# Solving a Handshaking Problem using Recursion

Let’s solve a nice problem brought to my attention by Lawrence Bryan. Thank you Lawrence :)

### Statement of the problem

Mr. and Mrs. Bryan invite four other couples for dinner. At the beginning of the evening there is some hand shaking. Mr. Bryan notes that none of the nine other people shook the same number of hands. So how man hands did Mr. Bryan shake? How many did Mrs. Bryan shake? (Clearly one doesn’t shake hands with one’s spouse or one’s self.)

### Approach

We are going to reduce this to a smaller problem, and then reapply the same logic every time. The idea is that we can *remove *someone from the ‘graph’ of handshakes and focus on the handshakes all the remaining people made. We can do this, and keep track of how many hands Mr and Mrs Bryan have made. In particular, we are going to ‘remove’ people from the graph of handshakes two at a time (in their couples, it turns out) *after *we have determined whether Mr and Mrs Bryan shook their hands. Then we will work out what the new handshake graph is like, and repeat, until we are done.

I say graph, because the mathematical object used to represent such problems is normally a graph. People in this case would be represented as vertices, and handshakes as edges.

### Solution

Of those 9 people, one person shook 0 hands, one shook 1, one shook 2, … one shook 8.

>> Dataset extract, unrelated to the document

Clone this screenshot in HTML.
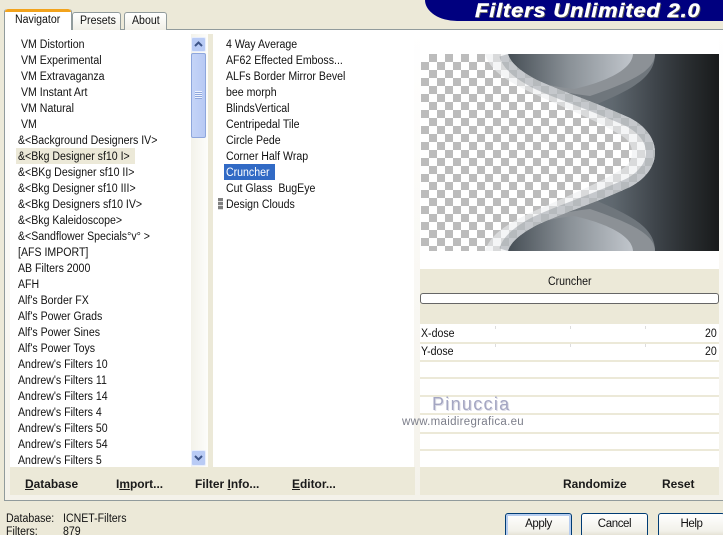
<!DOCTYPE html>
<html><head><meta charset="utf-8"><style>
html,body{margin:0;padding:0;width:723px;height:535px;overflow:hidden;background:#ece9d8}
body{position:relative;font-family:"Liberation Sans",sans-serif;font-size:12px;color:#111}
.a{position:absolute}
.t{position:absolute;white-space:nowrap;line-height:16px;height:16px;font-size:11.5px;margin-top:1px;transform:scaleX(.92);transform-origin:left center}
.b{position:absolute;white-space:nowrap;line-height:16px;font-size:12px;font-weight:bold;color:#1a1a1a;top:476px;transform:scaleX(.995);transform-origin:left center}
.r{position:absolute;left:420px;width:299px;background:#fff;border-bottom:2px solid #ece9d8;box-sizing:border-box}
.btn{position:absolute;top:513px;height:26px;box-sizing:border-box;border:1px solid #003c74;border-radius:3px;background:linear-gradient(#fff,#f2f1ea 70%,#dcd8c8);text-align:center;line-height:20px;font-size:11.5px;letter-spacing:-.4px}
.tick{position:absolute;width:1px;height:3px;background:#ddd}
</style></head><body>
<!-- banner -->
<div class="a" style="left:425px;top:0;width:298px;height:21px;background:#00007f;border-bottom-left-radius:32px 21px"></div>
<div class="a" style="left:475px;top:1px;font:italic bold 19px/21px 'Liberation Sans',sans-serif;color:#fff;white-space:nowrap;letter-spacing:.7px;-webkit-text-stroke:.4px #fff;text-shadow:1px 1px 0 #555;transform:scaleX(1.155);transform-origin:left center">Filters Unlimited 2.0</div>
<!-- panel -->
<div class="a" style="left:4px;top:29px;width:719px;height:472px;box-sizing:border-box;border:1px solid #919b9c;border-right:0;background:linear-gradient(#fff,#f4f2ea)"></div>
<!-- tabs -->
<div class="a" style="left:72px;top:12px;width:49px;height:18px;box-sizing:border-box;border:1px solid #919b9c;border-bottom:0;border-radius:3px 3px 0 0;background:linear-gradient(#fff,#f0efe6)"></div>
<div class="t" style="left:80px;top:12px">Presets</div>
<div class="a" style="left:124px;top:12px;width:43px;height:18px;box-sizing:border-box;border:1px solid #919b9c;border-bottom:0;border-radius:3px 3px 0 0;background:linear-gradient(#fff,#f0efe6)"></div>
<div class="t" style="left:132px;top:12px">About</div>
<div class="a" style="left:4px;top:9px;width:68px;height:21px;box-sizing:border-box;border:1px solid #919b9c;border-top:0;border-bottom:0;background:#fff;border-radius:3px 3px 0 0"></div>
<div class="a" style="left:5px;top:9px;width:66px;height:3px;background:#f2a31c;border-radius:3px 3px 0 0"></div>
<div class="t" style="left:15px;top:11px">Navigator</div>
<!-- lists -->
<div class="a" style="left:10px;top:34px;width:181px;height:433px;background:#fff"></div>
<div class="a" style="left:191px;top:34px;width:17px;height:433px;background:linear-gradient(90deg,#f3f2ea,#fdfdfb)"></div>
<div class="a" style="left:208px;top:34px;width:5px;height:433px;background:#ece9d8"></div>
<div class="a" style="left:213px;top:34px;width:201px;height:433px;background:#fff"></div>
<div class="a" style="left:420px;top:34px;width:299px;height:235px;background:#fff"></div>
<!-- scrollbar -->
<div class="a" style="left:191px;top:37px;width:15px;height:15px;box-sizing:border-box;border:1px solid #e8eefc;border-radius:2px;background:#b9cbf5"></div>
<svg class="a" style="left:191px;top:37px" width="15" height="15"><path d="M4 9 L7.5 5.5 L11 9" fill="none" stroke="#3d5488" stroke-width="2"/></svg>
<div class="a" style="left:191px;top:53px;width:15px;height:85px;box-sizing:border-box;border:1px solid #8ea6dc;border-radius:2px;background:linear-gradient(90deg,#c5d4f7,#b7c9f4)"></div>
<div class="a" style="left:195px;top:91px;width:7px;height:8px;background:repeating-linear-gradient(#eef3fe 0 1px,#8ea6dc 1px 2px)"></div>
<div class="a" style="left:191px;top:450px;width:15px;height:16px;box-sizing:border-box;border:1px solid #e8eefc;border-radius:2px;background:#b9cbf5"></div>
<svg class="a" style="left:191px;top:450px" width="15" height="16"><path d="M4 6 L7.5 9.5 L11 6" fill="none" stroke="#3d5488" stroke-width="2"/></svg>
<!-- selected -->
<div class="a" style="left:16px;top:148px;width:119px;height:16px;background:#ece9d8"></div>
<div class="a" style="left:224px;top:164px;width:51px;height:16px;background:#316ac5"></div>
<div class="a" style="left:218px;top:198px;width:5px;height:12px;background:repeating-linear-gradient(#808080 0 3px,#ddd 3px 4px)"></div>
<!-- list 1 -->
<div class="t" style="left:21px;top:36px">VM Distortion</div>
<div class="t" style="left:21px;top:52px">VM Experimental</div>
<div class="t" style="left:21px;top:68px">VM Extravaganza</div>
<div class="t" style="left:21px;top:84px">VM Instant Art</div>
<div class="t" style="left:21px;top:100px">VM Natural</div>
<div class="t" style="left:21px;top:116px">VM</div>
<div class="t" style="left:18px;top:132px">&amp;&lt;Background Designers IV&gt;</div>
<div class="t" style="left:18px;top:148px">&amp;&lt;Bkg Designer sf10 I&gt;</div>
<div class="t" style="left:18px;top:164px">&amp;&lt;BKg Designer sf10 II&gt;</div>
<div class="t" style="left:18px;top:180px">&amp;&lt;Bkg Designer sf10 III&gt;</div>
<div class="t" style="left:18px;top:196px">&amp;&lt;Bkg Designers sf10 IV&gt;</div>
<div class="t" style="left:18px;top:212px">&amp;&lt;Bkg Kaleidoscope&gt;</div>
<div class="t" style="left:18px;top:228px">&amp;&lt;Sandflower Specials°v° &gt;</div>
<div class="t" style="left:18px;top:244px">[AFS IMPORT]</div>
<div class="t" style="left:18px;top:260px">AB Filters 2000</div>
<div class="t" style="left:18px;top:276px">AFH</div>
<div class="t" style="left:18px;top:292px">Alf's Border FX</div>
<div class="t" style="left:18px;top:308px">Alf's Power Grads</div>
<div class="t" style="left:18px;top:324px">Alf's Power Sines</div>
<div class="t" style="left:18px;top:340px">Alf's Power Toys</div>
<div class="t" style="left:18px;top:356px">Andrew's Filters 10</div>
<div class="t" style="left:18px;top:372px">Andrew's Filters 11</div>
<div class="t" style="left:18px;top:388px">Andrew's Filters 14</div>
<div class="t" style="left:18px;top:404px">Andrew's Filters 4</div>
<div class="t" style="left:18px;top:420px">Andrew's Filters 50</div>
<div class="t" style="left:18px;top:436px">Andrew's Filters 54</div>
<div class="t" style="left:18px;top:452px">Andrew's Filters 5</div>
<!-- list 2 -->
<div class="t" style="left:226px;top:36px">4 Way Average</div>
<div class="t" style="left:226px;top:52px">AF62 Effected Emboss...</div>
<div class="t" style="left:226px;top:68px">ALFs Border Mirror Bevel</div>
<div class="t" style="left:226px;top:84px">bee morph</div>
<div class="t" style="left:226px;top:100px">BlindsVertical</div>
<div class="t" style="left:226px;top:116px">Centripedal Tile</div>
<div class="t" style="left:226px;top:132px">Circle Pede</div>
<div class="t" style="left:226px;top:148px">Corner Half Wrap</div>
<div class="t" style="left:226px;top:164px;color:#fff">Cruncher</div>
<div class="t" style="left:226px;top:180px">Cut Glass&nbsp; BugEye</div>
<div class="t" style="left:226px;top:196px">Design Clouds</div>
<!-- preview -->
<svg class="a" style="left:421px;top:54px" width="298" height="197" viewBox="421 54 298 197">
<defs>
<pattern id="c" x="421" y="54" width="16" height="16" patternUnits="userSpaceOnUse"><rect width="16" height="16" fill="#fff"/><rect x="0" y="8" width="8" height="8" fill="#bcbcbc"/><rect x="8" y="0" width="8" height="8" fill="#bcbcbc"/></pattern>
<linearGradient id="bg" gradientUnits="userSpaceOnUse" x1="507" x2="718" y1="0" y2="0"><stop offset="0" stop-color="#7d878e"/><stop offset=".5" stop-color="#5f686f"/><stop offset=".7" stop-color="#3f454b"/><stop offset=".85" stop-color="#2a2e31"/><stop offset="1" stop-color="#191b1c"/></linearGradient>
<linearGradient id="lobe" gradientUnits="userSpaceOnUse" x1="507" x2="632" y1="0" y2="0"><stop offset="0" stop-color="#454d54"/><stop offset=".5" stop-color="#8a9197"/><stop offset="1" stop-color="#c0c5cb"/></linearGradient>
<clipPath id="sh"><path d="M421 54 H508 C511 64 522 72 537 80 C560 91 590 100 630 118 C645 126 655 138 655 152.5 C655 167 645 179 630 187 C590 205 560 214 537 225 C522 233 511 241 508 251 H421 Z"/></clipPath>
<g id="lobes">
<path d="M507 54 C512 78 545 98 597 104 C630 90 655 78 655 54 Z" fill="#6f767c"/>
<path d="M507 54 C512 74 535 90 590 96 C625 84 655 72 655 54 Z" fill="#8c9196"/>
<path d="M507 54 C512 72 528 84 574 89 C605 82 632 70 633 54 Z" fill="url(#lobe)"/>
</g>
</defs>
<rect x="421" y="54" width="298" height="197" fill="url(#bg)"/>
<use href="#lobes"/>
<g transform="matrix(1 0 0 -1 0 305)"><use href="#lobes"/></g>
<path d="M421 54 H508 C511 64 522 72 537 80 C560 91 590 100 630 118 C645 126 655 138 655 152.5 C655 167 645 179 630 187 C590 205 560 214 537 225 C522 233 511 241 508 251 H421 Z" fill="url(#c)"/>
<g clip-path="url(#sh)">
<path d="M485 54 C490 70 505 80 530 92 C565 108 600 122 622 136 C630 141 632 147 632 152.5 C632 158 630 164 622 169 C600 183 565 197 530 213 C505 225 490 235 485 251 H660 V54 Z" fill="#eceef0" fill-opacity=".6"/>
<path d="M508 54 C511 64 522 72 537 80 C560 91 590 100 630 118 C645 126 655 138 655 152.5 C655 167 645 179 630 187 C590 205 560 214 537 225 C522 233 511 241 508 251" fill="none" stroke="#8c9298" stroke-opacity=".45" stroke-width="18"/>
</g>
</svg>
<!-- right panel -->
<div class="a" style="left:420px;top:269px;width:299px;height:55px;background:#ece9d8"></div>
<div class="t" style="left:548px;top:273px">Cruncher</div>
<div class="a" style="left:420px;top:293px;width:299px;height:11px;box-sizing:border-box;border:1px solid #666;border-radius:3px;background:#fff"></div>
<div class="r" style="top:324px;height:20px"></div>
<div class="r" style="top:344px;height:18px"></div>
<div class="r" style="top:362px;height:17px"></div>
<div class="r" style="top:379px;height:18px"></div>
<div class="r" style="top:397px;height:18px"></div>
<div class="r" style="top:415px;height:19px"></div>
<div class="r" style="top:434px;height:17px"></div>
<div class="r" style="top:451px;height:16px;border:0"></div>
<div class="tick" style="left:495px;top:326px"></div><div class="tick" style="left:570px;top:326px"></div><div class="tick" style="left:645px;top:326px"></div>
<div class="tick" style="left:495px;top:344px"></div><div class="tick" style="left:570px;top:344px"></div><div class="tick" style="left:645px;top:344px"></div>
<div class="t" style="left:421px;top:325px">X-dose</div>
<div class="t" style="left:421px;top:343px">Y-dose</div>
<div class="t" style="right:6px;top:325px;transform-origin:right center">20</div>
<div class="t" style="right:6px;top:343px;transform-origin:right center">20</div>
<!-- watermark -->
<div class="a" style="left:432px;top:394px;font-size:18px;line-height:21px;letter-spacing:1.3px;color:#a4a6c2;white-space:nowrap;text-shadow:1px 1px 0 #dcdce6">Pinuccia</div>
<div class="a" style="left:402px;top:415px;font-size:11.5px;line-height:15px;letter-spacing:.3px;color:#7c7e8a;white-space:nowrap">www.maidiregrafica.eu</div>
<!-- bars -->
<div class="a" style="left:10px;top:467px;width:405px;height:28px;background:#ece9d8"></div>
<div class="a" style="left:420px;top:467px;width:299px;height:28px;background:#ece9d8"></div>
<div class="b" style="left:25px"><u>D</u>atabase</div>
<div class="b" style="left:116px">I<u>m</u>port...</div>
<div class="b" style="left:195px">Filter <u>I</u>nfo...</div>
<div class="b" style="left:292px"><u>E</u>ditor...</div>
<div class="b" style="left:563px">Randomize</div>
<div class="b" style="left:662px">Reset</div>
<!-- status -->
<div class="t" style="left:6px;top:510px">Database:</div>
<div class="t" style="left:63px;top:510px">ICNET-Filters</div>
<div class="t" style="left:6px;top:523px">Filters:</div>
<div class="t" style="left:63px;top:523px">879</div>
<!-- buttons -->
<div class="btn" style="left:505px;width:67px;box-shadow:inset 0 0 0 2px #b6cdf0">Apply</div>
<div class="btn" style="left:581px;width:67px">Cancel</div>
<div class="btn" style="left:658px;width:67px">Help</div>
</body></html>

One person shook 8 hands. Excluding themselves and their spouse, that must mean they shook everyone else’s hands. So, that person’s spouse shook zero hands. That means our protagonist shook at least 1 hand. Also, Mrs Bryan wasn’t removed, so she has shaken at least one hand.

Now, let’s remove that person and their spouse from the ‘graph’. This leaves 8 people, 7 other people, and our protagonist My Bryan. Every remaining person’s handshake count is reduced by one for this subset of people, as each one of them shook hands with the person who shook 8 hands. The person who shook the most hands therefore shook 6 hands. The same logic repeats, as this person must therefore have shook everyone but their own hand and their spouse’s hand. Our protagonists Mr and Mrs Bryan are now on 2 hands shook, and we are left with 6 people: our protagonist Mr Bryan and 5 others.

Now we remove the person in the paragraph above, and their spouse, from the handshake graph. These all see their handshake counts reduced by 1, as all of them shook the hand of the person who was removed, along with their spouse, in the previous paragraph. The top person shook 4 hands now. By the same logic, we can remove them and their spouse, Mr and Mrs Bryan is now on 3 total hands shook, and there are 4 people left.

Finally, we have four people, and one person, who was not Mr Bryan shook two hands of these four people, and so that person’s spouse shook 0 hands of these four. Adding in the final handshake By Mr Bryan ends up on 4 handshakes, and so does Mrs Bryan.